> The answer is right there, my emphasis added. YouTube’s internal mechanisms, a la ContentID, are not processes which are a part of the legal system. They’re corporate policies.
No, that's not what I meant. I meant, "any claim that can be interpreted in a court of law as being equivalent to saying you intend to sue for copyright infringement and have a legal basis to do so."
In the same sense that a handshake contract is still a binding contract, a regular letter telling someone that you're aware they're violating your copyright — and which doesn't explicitly disclaim any interest in pursuing legal action — can still be interpreted as a threat of legal action; and therefore, if proven to be based on knowingly false claims, as injurious perjury.
To be clear, it's not YouTube making this claim; it's the IP owner making the claim, when they register the IP in the ContentID system. Such a registration is equivalent in the spirit of the law to notoriously claiming 1. you are the IP's true owner, and 2. that you do not license use of your IP for use by others without your prior consent; and that therefore 3. you have an interest in pursuing action against all future unlicensed use of your IP, whether that action is using the DMCA, within the framework of the legal system outside of the DMCA specifically, or through extralegal means.

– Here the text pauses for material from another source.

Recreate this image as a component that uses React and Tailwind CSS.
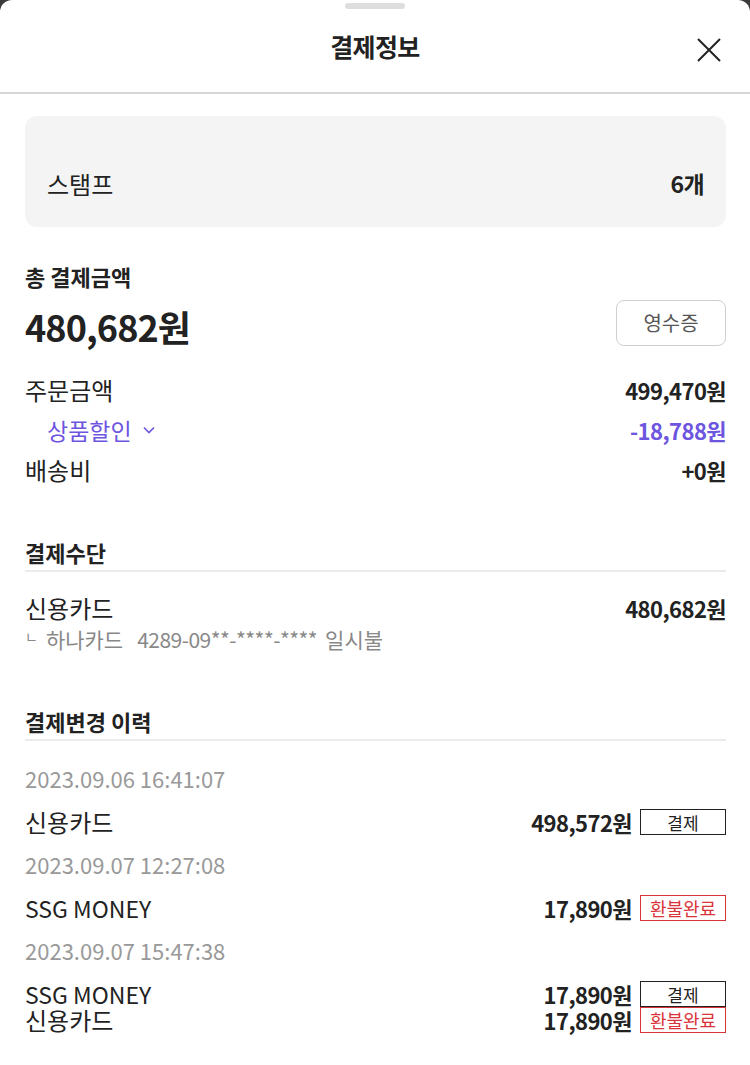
const history = [
    {
        date: "2023.09.06 16:41:07",
        items: [{ method: "신용카드", amount: "498,572원", status: "결제" }],
    },
    {
        date: "2023.09.07 12:27:08",
        items: [{ method: "SSG MONEY", amount: "17,890원", status: "환불완료" }],
    },
    {
        date: "2023.09.07 15:47:38",
        items: [
            { method: "SSG MONEY", amount: "17,890원", status: "결제" },
            { method: "신용카드", amount: "17,890원", status: "환불완료" },
        ],
    },
];

function StatusBox({ status }) {
    const refund = status === "환불완료";
    return (
        <div
            className={
                refund
                    ? "w-[86px] h-[26px] border border-[#d9343a] text-[#d9343a] text-[18px] leading-none flex items-center justify-center"
                    : "w-[86px] h-[26px] border border-[#222] text-[#222] text-[17px] leading-none flex items-center justify-center"
            }
        >
            {status}
        </div>
    );
}

export default function App() {
    return (
        <div className="bg-[#3a3a3a] min-h-[1065px] font-['Noto_Sans_CJK_KR',sans-serif] text-[#222]">
            <div className="bg-white rounded-t-[12px] min-h-[1065px] w-[750px]">
                {/* header */}
                <div className="border-b-2 border-[#d6d6d6]">
                    <div className="pt-[3px] flex justify-center">
                        <div className="w-[60px] h-[6px] rounded-full bg-[#dedede]" />
                    </div>
                    <div className="h-[83px] flex items-center justify-between px-[28px]">
                        <div className="w-[26px]" />
                        <span className="text-[25px] font-semibold tracking-tight -mt-[8px]">결제정보</span>
                        <svg width="26" height="26" viewBox="0 0 26 26" className="-mt-[2px]">
                            <path d="M2 2 L24 24 M24 2 L2 24" stroke="#222" strokeWidth="2" fill="none" />
                        </svg>
                    </div>
                </div>

                <div className="pl-[25px] pr-[24px]">
                    {/* stamp */}
                    <div className="mt-[22px] h-[111px] rounded-[12px] bg-[#f4f4f4] px-[22px] pt-[24px] flex items-center justify-between">
                        <span className="text-[24px]">스탬프</span>
                        <span className="text-[23px] font-bold tracking-tight">6개</span>
                    </div>

                    {/* total */}
                    <div className="mt-[35px] h-[28px] flex items-center text-[22px] font-bold">총 결제금액</div>
                    <div className="mt-[10px] h-[46px] flex items-center justify-between">
                        <span className="text-[36px] font-bold tracking-tight mt-[6px]">480,682원</span>
                        <button className="w-[110px] h-[46px] rounded-[8px] border border-[#cfcfcf] text-[20px] text-[#555]">
                            영수증
                        </button>
                    </div>

                    <div className="mt-[24px]">
                        <div className="h-[40px] flex items-center justify-between">
                            <span className="text-[24px]">주문금액</span>
                            <span className="text-[22px] font-bold tracking-tight">499,470원</span>
                        </div>
                        <div className="h-[40px] flex items-center justify-between text-[#6d55e0]">
                            <span className="pl-[22px] text-[23px] flex items-center gap-[11px]">
                                상품할인
                                <svg width="12" height="8" viewBox="0 0 12 8">
                                    <path d="M1 1.5 L6 6.5 L11 1.5" stroke="#6d55e0" strokeWidth="1.6" fill="none" />
                                </svg>
                            </span>
                            <span className="text-[22px] font-bold tracking-tight">-18,788원</span>
                        </div>
                        <div className="h-[40px] flex items-center justify-between">
                            <span className="text-[24px]">배송비</span>
                            <span className="text-[22px] font-bold tracking-tight">+0원</span>
                        </div>
                    </div>

                    {/* payment method */}
                    <div className="mt-[48px] pb-[4px] border-b-2 border-[#ebebeb]">
                        <div className="h-[28px] flex items-center text-[22px] font-bold">결제수단</div>
                    </div>
                    <div className="mt-[21px] h-[30px] flex items-center justify-between">
                        <span className="text-[24px]">신용카드</span>
                        <span className="text-[22px] font-bold tracking-tight">480,682원</span>
                    </div>
                    <div className="mt-[2px] h-[30px] flex items-center text-[21px] text-[#888]">
                        <span className="text-[14px] mr-[8px] -mt-[8px]">ㄴ</span>
                        <span>하나카드</span>
                        <span className="ml-[14px] tracking-tight">4289-09**-****-****</span>
                        <span className="ml-[8px]">일시불</span>
                    </div>

                    {/* history */}
                    <div className="mt-[52px] pb-[4px] border-b-2 border-[#ebebeb]">
                        <div className="h-[28px] flex items-center text-[22px] font-bold">결제변경 이력</div>
                    </div>
                    <div className="mt-[22px]">
                        {history.map((group) => (
                            <div key={group.date} className="mb-[14px]">
                                <div className="h-[30px] flex items-center text-[22px] text-[#999]">
                                    {group.date}
                                </div>
                                <div className="mt-[16px]">
                                    {group.items.map((item, i) => (
                                        <div key={i} className="h-[26px] flex items-center justify-between leading-none">
                                            <span className={item.method === "SSG MONEY" ? "text-[23px]" : "text-[24px]"}>
                                                {item.method}
                                            </span>
                                            <div className="flex items-center gap-[8px]">
                                                <span className="text-[22px] font-bold tracking-tight">{item.amount}</span>
                                                <StatusBox status={item.status} />
                                            </div>
                                        </div>
                                    ))}
                                </div>
                            </div>
                        ))}
                    </div>
                </div>
            </div>
        </div>
    );
}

By analogy, consider what sort of verbal claim of intent to commit a crime (e.g. selling illegal drugs) is necessary in a police sting to trigger an arrest. You don't need to actually have committed the crime (i.e. hand the undercover officer any drugs, or even prove you have any drugs); you merely need to make it clear that you are actively working to set up the conditions necessary to carry out the crime (i.e. to agree/negotiate a price for the drugs you may have.)
In this case, a judge would basically be looking for the point of "stated intent to commit perjury." Which happens as soon as the ContentID for the video is registered!